(Items listed in a dataset)
□ □ □ □ □ □ □

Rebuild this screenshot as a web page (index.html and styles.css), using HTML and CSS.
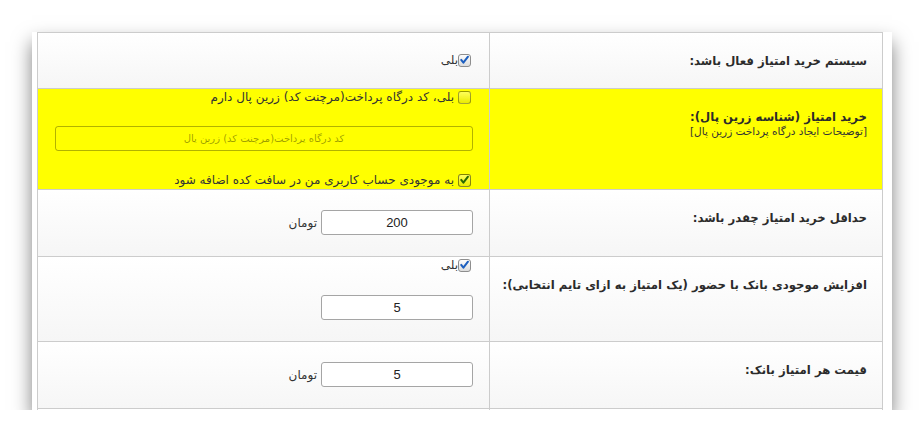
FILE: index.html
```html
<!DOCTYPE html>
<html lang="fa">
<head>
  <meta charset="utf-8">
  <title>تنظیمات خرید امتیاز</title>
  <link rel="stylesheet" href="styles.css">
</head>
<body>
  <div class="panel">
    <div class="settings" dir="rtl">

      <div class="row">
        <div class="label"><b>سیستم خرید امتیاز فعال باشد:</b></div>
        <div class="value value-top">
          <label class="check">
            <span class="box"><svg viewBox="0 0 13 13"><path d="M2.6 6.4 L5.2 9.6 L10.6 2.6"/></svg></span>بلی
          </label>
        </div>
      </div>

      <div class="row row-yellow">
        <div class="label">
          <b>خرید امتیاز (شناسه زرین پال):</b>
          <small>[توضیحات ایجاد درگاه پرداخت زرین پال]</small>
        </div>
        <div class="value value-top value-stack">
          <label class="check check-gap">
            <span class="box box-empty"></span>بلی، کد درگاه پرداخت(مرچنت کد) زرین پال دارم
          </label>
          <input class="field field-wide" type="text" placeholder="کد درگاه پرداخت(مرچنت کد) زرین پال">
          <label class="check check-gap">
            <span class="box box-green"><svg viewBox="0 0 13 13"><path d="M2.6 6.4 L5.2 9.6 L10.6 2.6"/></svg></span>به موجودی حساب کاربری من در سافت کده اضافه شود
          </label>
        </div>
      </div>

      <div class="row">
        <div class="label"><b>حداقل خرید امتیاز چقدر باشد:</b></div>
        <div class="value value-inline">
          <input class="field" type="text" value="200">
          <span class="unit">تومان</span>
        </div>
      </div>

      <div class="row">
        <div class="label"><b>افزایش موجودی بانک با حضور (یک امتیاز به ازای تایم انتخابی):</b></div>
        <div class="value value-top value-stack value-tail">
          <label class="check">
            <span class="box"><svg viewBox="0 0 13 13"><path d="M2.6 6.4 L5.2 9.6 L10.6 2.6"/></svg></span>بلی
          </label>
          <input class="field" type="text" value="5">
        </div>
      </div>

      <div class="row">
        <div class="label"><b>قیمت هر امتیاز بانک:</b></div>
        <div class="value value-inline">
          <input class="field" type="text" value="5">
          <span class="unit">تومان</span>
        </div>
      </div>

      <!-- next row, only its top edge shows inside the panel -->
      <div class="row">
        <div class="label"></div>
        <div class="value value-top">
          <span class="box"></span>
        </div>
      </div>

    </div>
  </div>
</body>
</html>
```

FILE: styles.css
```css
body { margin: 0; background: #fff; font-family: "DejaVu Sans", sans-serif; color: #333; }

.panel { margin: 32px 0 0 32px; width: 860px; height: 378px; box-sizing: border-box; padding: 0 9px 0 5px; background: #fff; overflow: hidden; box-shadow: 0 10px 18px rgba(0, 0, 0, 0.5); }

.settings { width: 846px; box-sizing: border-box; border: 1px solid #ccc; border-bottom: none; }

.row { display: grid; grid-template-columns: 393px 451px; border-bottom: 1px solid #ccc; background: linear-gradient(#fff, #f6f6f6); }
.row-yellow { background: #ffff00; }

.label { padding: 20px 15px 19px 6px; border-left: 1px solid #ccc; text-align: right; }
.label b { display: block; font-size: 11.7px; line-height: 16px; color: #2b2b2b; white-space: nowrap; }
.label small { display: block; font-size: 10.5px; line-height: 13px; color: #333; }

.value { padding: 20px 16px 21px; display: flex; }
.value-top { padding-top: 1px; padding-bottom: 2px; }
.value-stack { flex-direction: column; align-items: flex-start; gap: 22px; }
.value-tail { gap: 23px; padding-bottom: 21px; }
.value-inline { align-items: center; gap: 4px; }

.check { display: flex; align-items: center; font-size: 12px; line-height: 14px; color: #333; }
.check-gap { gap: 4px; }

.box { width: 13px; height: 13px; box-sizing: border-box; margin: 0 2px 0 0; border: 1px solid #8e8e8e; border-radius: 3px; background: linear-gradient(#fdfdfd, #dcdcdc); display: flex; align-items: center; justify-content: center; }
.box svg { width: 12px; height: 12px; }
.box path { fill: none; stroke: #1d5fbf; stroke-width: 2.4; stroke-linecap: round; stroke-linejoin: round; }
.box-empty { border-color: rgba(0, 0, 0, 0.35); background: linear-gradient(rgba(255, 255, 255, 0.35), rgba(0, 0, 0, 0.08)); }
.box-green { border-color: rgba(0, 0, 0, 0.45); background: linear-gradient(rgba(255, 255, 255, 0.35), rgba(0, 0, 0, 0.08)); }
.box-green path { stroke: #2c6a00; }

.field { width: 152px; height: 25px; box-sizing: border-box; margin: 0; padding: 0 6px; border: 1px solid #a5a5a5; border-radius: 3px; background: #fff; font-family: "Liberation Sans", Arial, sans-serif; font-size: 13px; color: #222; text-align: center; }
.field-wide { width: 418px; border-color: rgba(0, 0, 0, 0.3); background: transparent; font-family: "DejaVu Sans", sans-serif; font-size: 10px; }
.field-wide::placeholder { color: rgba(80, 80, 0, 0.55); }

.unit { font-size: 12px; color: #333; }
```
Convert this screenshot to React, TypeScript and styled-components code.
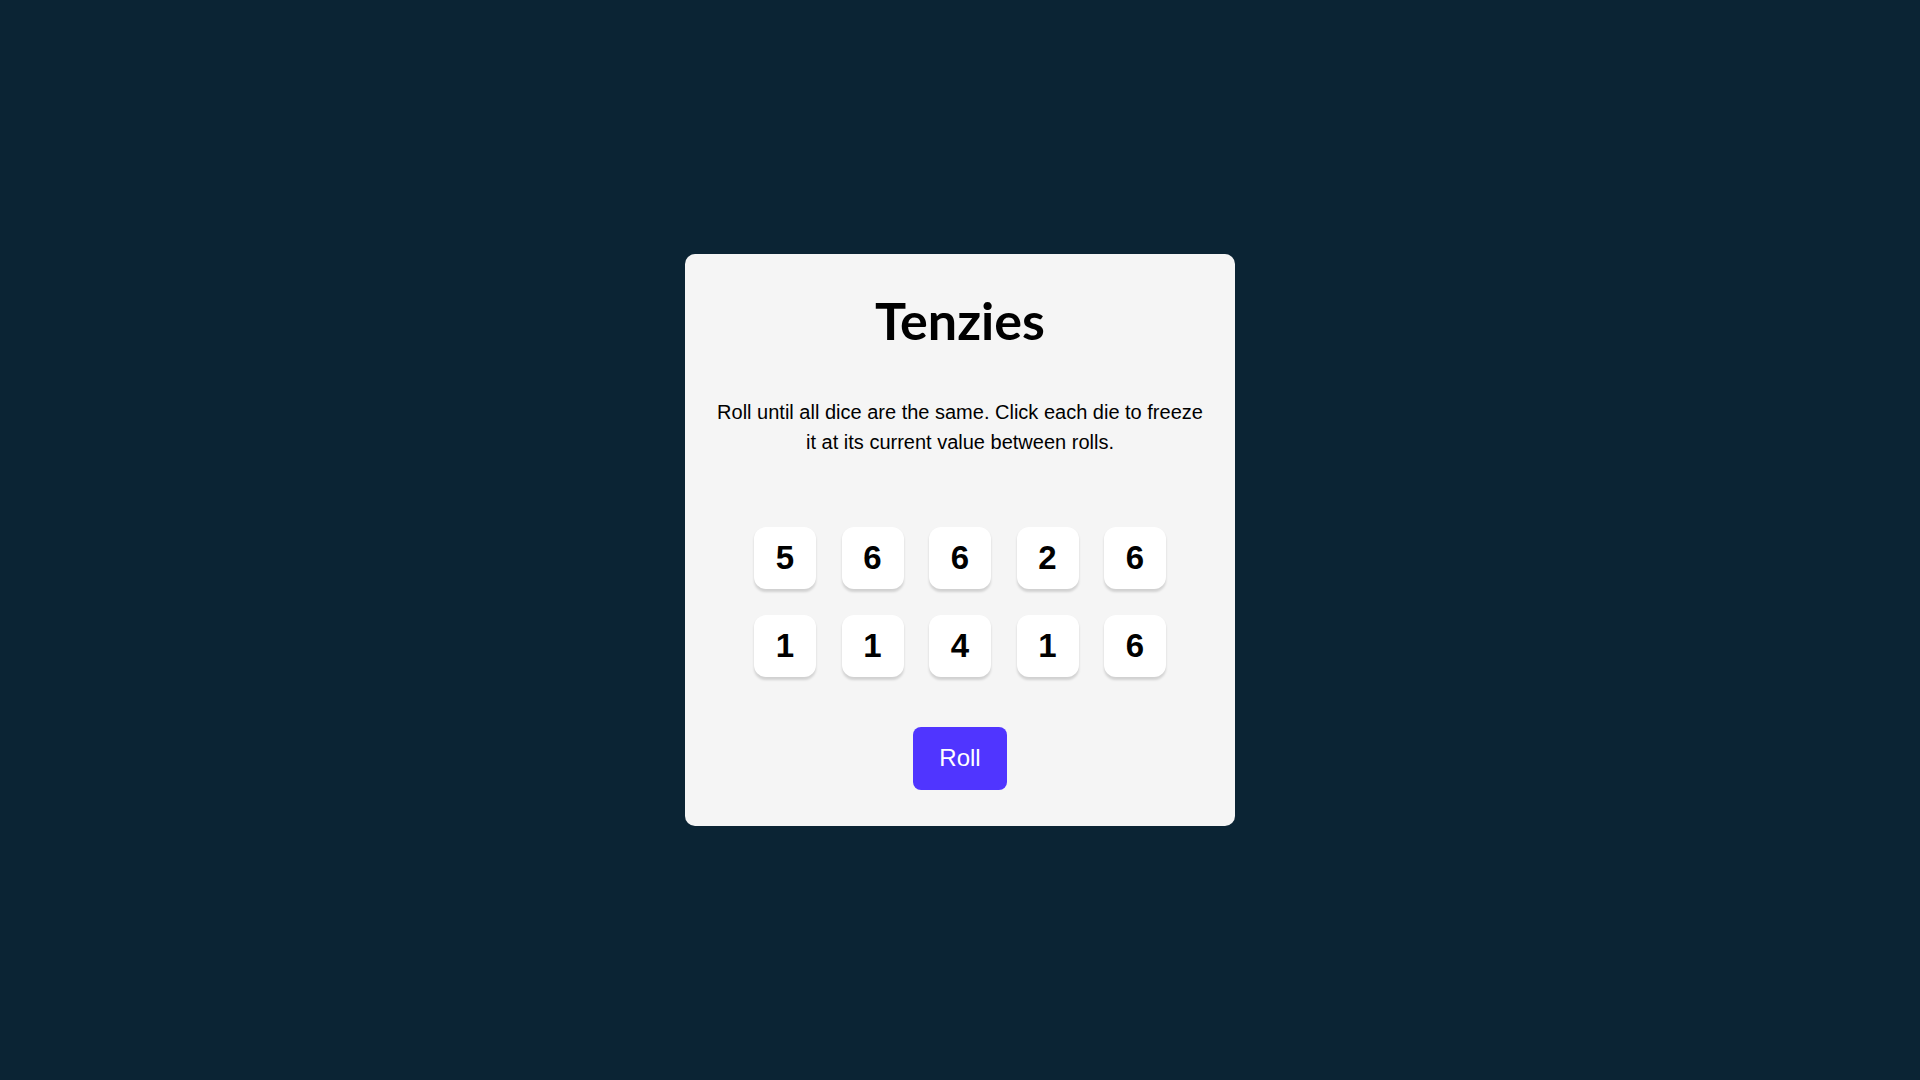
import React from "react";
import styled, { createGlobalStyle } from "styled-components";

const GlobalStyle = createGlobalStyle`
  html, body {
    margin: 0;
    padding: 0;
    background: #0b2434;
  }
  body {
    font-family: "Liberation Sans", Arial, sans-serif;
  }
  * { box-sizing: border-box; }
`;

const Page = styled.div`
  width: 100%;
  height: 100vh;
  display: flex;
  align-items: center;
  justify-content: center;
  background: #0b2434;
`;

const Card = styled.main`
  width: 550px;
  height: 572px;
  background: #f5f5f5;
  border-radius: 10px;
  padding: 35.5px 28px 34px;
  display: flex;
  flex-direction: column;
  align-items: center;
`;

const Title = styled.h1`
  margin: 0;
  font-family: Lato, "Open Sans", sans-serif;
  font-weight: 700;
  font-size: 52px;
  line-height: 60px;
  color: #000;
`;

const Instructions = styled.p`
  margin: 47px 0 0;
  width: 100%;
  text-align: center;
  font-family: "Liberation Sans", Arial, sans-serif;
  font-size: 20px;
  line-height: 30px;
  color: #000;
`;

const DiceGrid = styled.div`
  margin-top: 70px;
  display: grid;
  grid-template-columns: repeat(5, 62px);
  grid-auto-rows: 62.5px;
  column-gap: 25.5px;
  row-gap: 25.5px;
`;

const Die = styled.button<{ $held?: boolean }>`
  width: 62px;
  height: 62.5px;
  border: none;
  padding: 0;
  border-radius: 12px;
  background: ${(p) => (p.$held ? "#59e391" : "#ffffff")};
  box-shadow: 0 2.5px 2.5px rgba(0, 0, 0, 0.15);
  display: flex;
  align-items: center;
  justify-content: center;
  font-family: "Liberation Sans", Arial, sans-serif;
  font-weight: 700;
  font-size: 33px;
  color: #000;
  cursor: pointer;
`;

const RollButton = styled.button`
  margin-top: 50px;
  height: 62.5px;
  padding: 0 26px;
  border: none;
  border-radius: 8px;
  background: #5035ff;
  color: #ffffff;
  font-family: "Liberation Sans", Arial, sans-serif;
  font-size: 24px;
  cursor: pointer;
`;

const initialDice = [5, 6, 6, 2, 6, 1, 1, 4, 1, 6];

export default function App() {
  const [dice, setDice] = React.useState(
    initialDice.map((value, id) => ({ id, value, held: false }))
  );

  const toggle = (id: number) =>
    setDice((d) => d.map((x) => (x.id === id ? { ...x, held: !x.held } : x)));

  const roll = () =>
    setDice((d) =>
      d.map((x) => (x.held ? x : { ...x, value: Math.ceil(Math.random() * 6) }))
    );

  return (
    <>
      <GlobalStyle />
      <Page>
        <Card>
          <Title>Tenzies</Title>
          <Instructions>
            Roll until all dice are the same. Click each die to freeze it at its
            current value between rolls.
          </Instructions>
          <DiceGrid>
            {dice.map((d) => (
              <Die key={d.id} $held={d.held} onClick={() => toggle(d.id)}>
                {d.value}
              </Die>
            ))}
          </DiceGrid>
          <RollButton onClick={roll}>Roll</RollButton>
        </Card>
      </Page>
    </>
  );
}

□ □ □ □ □ □ □

# Aim:
Which lines above contain "styles"? Show each of them.

# Solution to the problem:
Rebuild this screenshot as a web page (index.html and styles.css), using HTML and CSS.
  <link rel="stylesheet" href="styles.css">
FILE: styles.css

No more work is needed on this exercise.